WHAT YOU HAVE TO DO. Set down each line of the data below exactly as it stands, dropping the pictures.

DATA SHOWN.
++++++

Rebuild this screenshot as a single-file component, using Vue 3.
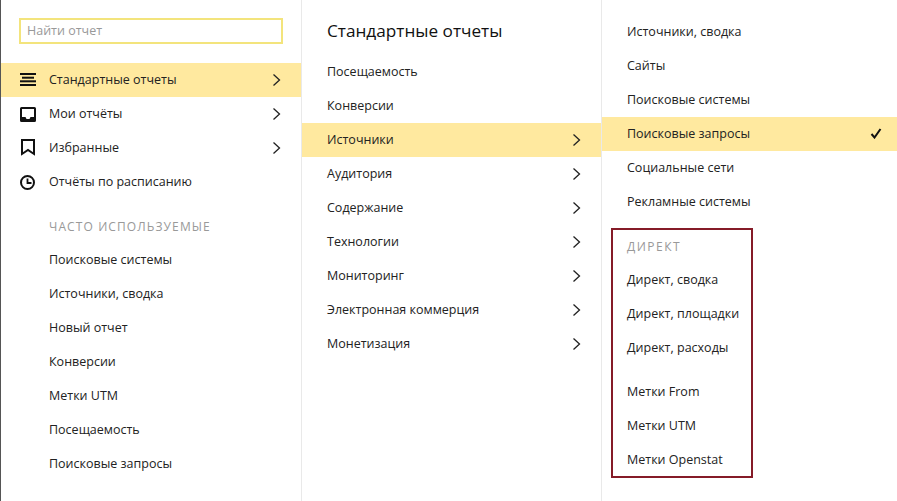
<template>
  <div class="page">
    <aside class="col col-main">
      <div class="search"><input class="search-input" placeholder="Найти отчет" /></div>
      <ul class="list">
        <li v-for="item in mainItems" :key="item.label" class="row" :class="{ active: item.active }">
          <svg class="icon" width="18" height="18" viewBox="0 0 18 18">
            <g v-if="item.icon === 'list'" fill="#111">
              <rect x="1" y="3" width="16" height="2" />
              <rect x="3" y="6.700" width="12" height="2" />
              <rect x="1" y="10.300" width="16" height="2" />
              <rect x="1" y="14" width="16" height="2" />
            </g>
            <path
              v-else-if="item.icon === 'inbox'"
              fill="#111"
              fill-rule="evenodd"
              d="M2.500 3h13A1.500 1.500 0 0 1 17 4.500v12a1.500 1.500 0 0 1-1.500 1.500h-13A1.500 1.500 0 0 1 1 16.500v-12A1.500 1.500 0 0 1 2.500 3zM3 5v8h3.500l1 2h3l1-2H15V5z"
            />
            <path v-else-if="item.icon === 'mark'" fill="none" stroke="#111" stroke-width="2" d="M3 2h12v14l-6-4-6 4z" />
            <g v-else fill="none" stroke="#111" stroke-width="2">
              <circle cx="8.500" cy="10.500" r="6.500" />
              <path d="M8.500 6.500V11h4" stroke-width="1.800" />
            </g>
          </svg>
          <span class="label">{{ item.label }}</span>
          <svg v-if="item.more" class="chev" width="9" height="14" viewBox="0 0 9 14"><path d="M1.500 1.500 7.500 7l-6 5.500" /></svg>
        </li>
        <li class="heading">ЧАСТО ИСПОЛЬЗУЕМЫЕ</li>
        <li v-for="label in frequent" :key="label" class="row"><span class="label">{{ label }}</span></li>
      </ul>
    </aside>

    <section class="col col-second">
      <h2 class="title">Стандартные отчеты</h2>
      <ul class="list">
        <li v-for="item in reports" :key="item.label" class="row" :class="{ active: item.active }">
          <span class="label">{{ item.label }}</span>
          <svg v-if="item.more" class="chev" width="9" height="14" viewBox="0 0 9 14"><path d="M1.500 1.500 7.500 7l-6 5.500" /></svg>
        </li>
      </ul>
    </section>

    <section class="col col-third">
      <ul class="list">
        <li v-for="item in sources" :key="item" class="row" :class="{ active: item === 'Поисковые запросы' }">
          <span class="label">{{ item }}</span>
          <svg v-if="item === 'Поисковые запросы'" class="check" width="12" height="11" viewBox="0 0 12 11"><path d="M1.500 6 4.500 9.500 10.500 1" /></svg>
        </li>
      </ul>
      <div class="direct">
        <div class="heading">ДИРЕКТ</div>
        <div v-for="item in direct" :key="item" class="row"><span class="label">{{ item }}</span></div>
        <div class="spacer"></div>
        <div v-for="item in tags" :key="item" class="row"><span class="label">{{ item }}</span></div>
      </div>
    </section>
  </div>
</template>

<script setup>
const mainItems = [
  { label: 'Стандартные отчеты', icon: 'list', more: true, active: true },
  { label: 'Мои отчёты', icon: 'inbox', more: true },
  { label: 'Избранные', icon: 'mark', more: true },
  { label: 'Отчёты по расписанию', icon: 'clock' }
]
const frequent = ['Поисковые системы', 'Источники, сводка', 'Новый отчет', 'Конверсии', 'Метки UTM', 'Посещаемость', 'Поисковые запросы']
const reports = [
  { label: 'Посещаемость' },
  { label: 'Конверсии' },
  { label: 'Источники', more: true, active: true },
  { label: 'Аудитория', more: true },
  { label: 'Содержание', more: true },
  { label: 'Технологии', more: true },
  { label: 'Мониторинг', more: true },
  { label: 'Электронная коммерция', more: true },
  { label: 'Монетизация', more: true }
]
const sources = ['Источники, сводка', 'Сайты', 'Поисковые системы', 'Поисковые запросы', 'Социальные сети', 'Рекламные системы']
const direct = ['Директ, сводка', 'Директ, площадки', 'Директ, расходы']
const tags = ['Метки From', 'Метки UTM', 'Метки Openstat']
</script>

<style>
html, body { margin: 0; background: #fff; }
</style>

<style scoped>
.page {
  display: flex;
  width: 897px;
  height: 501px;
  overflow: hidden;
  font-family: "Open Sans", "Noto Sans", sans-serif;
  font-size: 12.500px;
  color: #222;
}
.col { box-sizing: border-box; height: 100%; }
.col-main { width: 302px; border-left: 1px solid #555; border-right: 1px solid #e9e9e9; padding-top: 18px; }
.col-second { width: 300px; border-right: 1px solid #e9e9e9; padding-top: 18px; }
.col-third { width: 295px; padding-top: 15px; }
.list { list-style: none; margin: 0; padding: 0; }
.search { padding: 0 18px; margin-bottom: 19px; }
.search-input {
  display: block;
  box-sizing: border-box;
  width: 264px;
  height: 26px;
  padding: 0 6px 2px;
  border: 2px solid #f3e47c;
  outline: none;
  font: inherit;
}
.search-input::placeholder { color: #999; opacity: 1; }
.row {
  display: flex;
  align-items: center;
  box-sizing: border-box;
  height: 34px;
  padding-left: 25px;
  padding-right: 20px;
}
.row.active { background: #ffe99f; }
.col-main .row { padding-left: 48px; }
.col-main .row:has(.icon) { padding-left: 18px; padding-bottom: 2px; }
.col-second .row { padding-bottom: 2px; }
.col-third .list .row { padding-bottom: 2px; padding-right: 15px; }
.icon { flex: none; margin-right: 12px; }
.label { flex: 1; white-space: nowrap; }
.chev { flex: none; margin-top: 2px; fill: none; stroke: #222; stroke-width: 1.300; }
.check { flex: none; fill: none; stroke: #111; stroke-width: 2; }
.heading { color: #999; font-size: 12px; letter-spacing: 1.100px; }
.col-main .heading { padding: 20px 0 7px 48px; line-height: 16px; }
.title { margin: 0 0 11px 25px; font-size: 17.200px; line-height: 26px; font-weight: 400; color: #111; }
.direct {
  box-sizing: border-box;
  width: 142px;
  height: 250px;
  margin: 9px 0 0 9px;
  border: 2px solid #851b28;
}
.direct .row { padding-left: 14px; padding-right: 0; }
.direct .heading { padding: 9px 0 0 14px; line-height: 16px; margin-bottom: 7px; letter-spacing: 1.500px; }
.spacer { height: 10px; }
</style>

++++++

THE OUTPUT.
Rebuild this screenshot as a single-file component, using Vue 3.
<template>
  <div class="page">
    <aside class="col col-main">
      <div class="search"><input class="search-input" placeholder="Найти отчет" /></div>
      <ul class="list">
        <li v-for="item in mainItems" :key="item.label" class="row" :class="{ active: item.active }">
          <svg class="icon" width="18" height="18" viewBox="0 0 18 18">
            <g v-if="item.icon === 'list'" fill="#111">
              <rect x="1" y="3" width="16" height="2" />
              <rect x="3" y="6.700" width="12" height="2" />
              <rect x="1" y="10.300" width="16" height="2" />
              <rect x="1" y="14" width="16" height="2" />
            </g>
            <path
              v-else-if="item.icon === 'inbox'"
              fill="#111"
              fill-rule="evenodd"
              d="M2.500 3h13A1.500 1.500 0 0 1 17 4.500v12a1.500 1.500 0 0 1-1.500 1.500h-13A1.500 1.500 0 0 1 1 16.500v-12A1.500 1.500 0 0 1 2.500 3zM3 5v8h3.500l1 2h3l1-2H15V5z"
            />
            <path v-else-if="item.icon === 'mark'" fill="none" stroke="#111" stroke-width="2" d="M3 2h12v14l-6-4-6 4z" />
            <g v-else fill="none" stroke="#111" stroke-width="2">
              <circle cx="8.500" cy="10.500" r="6.500" />
              <path d="M8.500 6.500V11h4" stroke-width="1.800" />
            </g>
          </svg>
          <span class="label">{{ item.label }}</span>
          <svg v-if="item.more" class="chev" width="9" height="14" viewBox="0 0 9 14"><path d="M1.500 1.500 7.500 7l-6 5.500" /></svg>
        </li>
        <li class="heading">ЧАСТО ИСПОЛЬЗУЕМЫЕ</li>
        <li v-for="label in frequent" :key="label" class="row"><span class="label">{{ label }}</span></li>
      </ul>
    </aside>

    <section class="col col-second">
      <h2 class="title">Стандартные отчеты</h2>
      <ul class="list">
        <li v-for="item in reports" :key="item.label" class="row" :class="{ active: item.active }">
          <span class="label">{{ item.label }}</span>
          <svg v-if="item.more" class="chev" width="9" height="14" viewBox="0 0 9 14"><path d="M1.500 1.500 7.500 7l-6 5.500" /></svg>
        </li>
      </ul>
    </section>

    <section class="col col-third">
      <ul class="list">
        <li v-for="item in sources" :key="item" class="row" :class="{ active: item === 'Поисковые запросы' }">
          <span class="label">{{ item }}</span>
          <svg v-if="item === 'Поисковые запросы'" class="check" width="12" height="11" viewBox="0 0 12 11"><path d="M1.500 6 4.500 9.500 10.500 1" /></svg>
        </li>
      </ul>
      <div class="direct">
        <div class="heading">ДИРЕКТ</div>
        <div v-for="item in direct" :key="item" class="row"><span class="label">{{ item }}</span></div>
        <div class="spacer"></div>
        <div v-for="item in tags" :key="item" class="row"><span class="label">{{ item }}</span></div>
      </div>
    </section>
  </div>
</template>

<script setup>
const mainItems = [
  { label: 'Стандартные отчеты', icon: 'list', more: true, active: true },
  { label: 'Мои отчёты', icon: 'inbox', more: true },
  { label: 'Избранные', icon: 'mark', more: true },
  { label: 'Отчёты по расписанию', icon: 'clock' }
]
const frequent = ['Поисковые системы', 'Источники, сводка', 'Новый отчет', 'Конверсии', 'Метки UTM', 'Посещаемость', 'Поисковые запросы']
const reports = [
  { label: 'Посещаемость' },
  { label: 'Конверсии' },
  { label: 'Источники', more: true, active: true },
  { label: 'Аудитория', more: true },
  { label: 'Содержание', more: true },
  { label: 'Технологии', more: true },
  { label: 'Мониторинг', more: true },
  { label: 'Электронная коммерция', more: true },
  { label: 'Монетизация', more: true }
]
const sources = ['Источники, сводка', 'Сайты', 'Поисковые системы', 'Поисковые запросы', 'Социальные сети', 'Рекламные системы']
const direct = ['Директ, сводка', 'Директ, площадки', 'Директ, расходы']
const tags = ['Метки From', 'Метки UTM', 'Метки Openstat']
</script>

<style>
html, body { margin: 0; background: #fff; }
</style>

<style scoped>
.page {
  display: flex;
  width: 897px;
  height: 501px;
  overflow: hidden;
  font-family: "Open Sans", "Noto Sans", sans-serif;
  font-size: 12.500px;
  color: #222;
}
.col { box-sizing: border-box; height: 100%; }
.col-main { width: 302px; border-left: 1px solid #555; border-right: 1px solid #e9e9e9; padding-top: 18px; }
.col-second { width: 300px; border-right: 1px solid #e9e9e9; padding-top: 18px; }
.col-third { width: 295px; padding-top: 15px; }
.list { list-style: none; margin: 0; padding: 0; }
.search { padding: 0 18px; margin-bottom: 19px; }
.search-input {
  display: block;
  box-sizing: border-box;
  width: 264px;
  height: 26px;
  padding: 0 6px 2px;
  border: 2px solid #f3e47c;
  outline: none;
  font: inherit;
}
.search-input::placeholder { color: #999; opacity: 1; }
.row {
  display: flex;
  align-items: center;
  box-sizing: border-box;
  height: 34px;
  padding-left: 25px;
  padding-right: 20px;
}
.row.active { background: #ffe99f; }
.col-main .row { padding-left: 48px; }
.col-main .row:has(.icon) { padding-left: 18px; padding-bottom: 2px; }
.col-second .row { padding-bottom: 2px; }
.col-third .list .row { padding-bottom: 2px; padding-right: 15px; }
.icon { flex: none; margin-right: 12px; }
.label { flex: 1; white-space: nowrap; }
.chev { flex: none; margin-top: 2px; fill: none; stroke: #222; stroke-width: 1.300; }
.check { flex: none; fill: none; stroke: #111; stroke-width: 2; }
.heading { color: #999; font-size: 12px; letter-spacing: 1.100px; }
.col-main .heading { padding: 20px 0 7px 48px; line-height: 16px; }
.title { margin: 0 0 11px 25px; font-size: 17.200px; line-height: 26px; font-weight: 400; color: #111; }
.direct {
  box-sizing: border-box;
  width: 142px;
  height: 250px;
  margin: 9px 0 0 9px;
  border: 2px solid #851b28;
}
.direct .row { padding-left: 14px; padding-right: 0; }
.direct .heading { padding: 9px 0 0 14px; line-height: 16px; margin-bottom: 7px; letter-spacing: 1.500px; }
.spacer { height: 10px; }
</style>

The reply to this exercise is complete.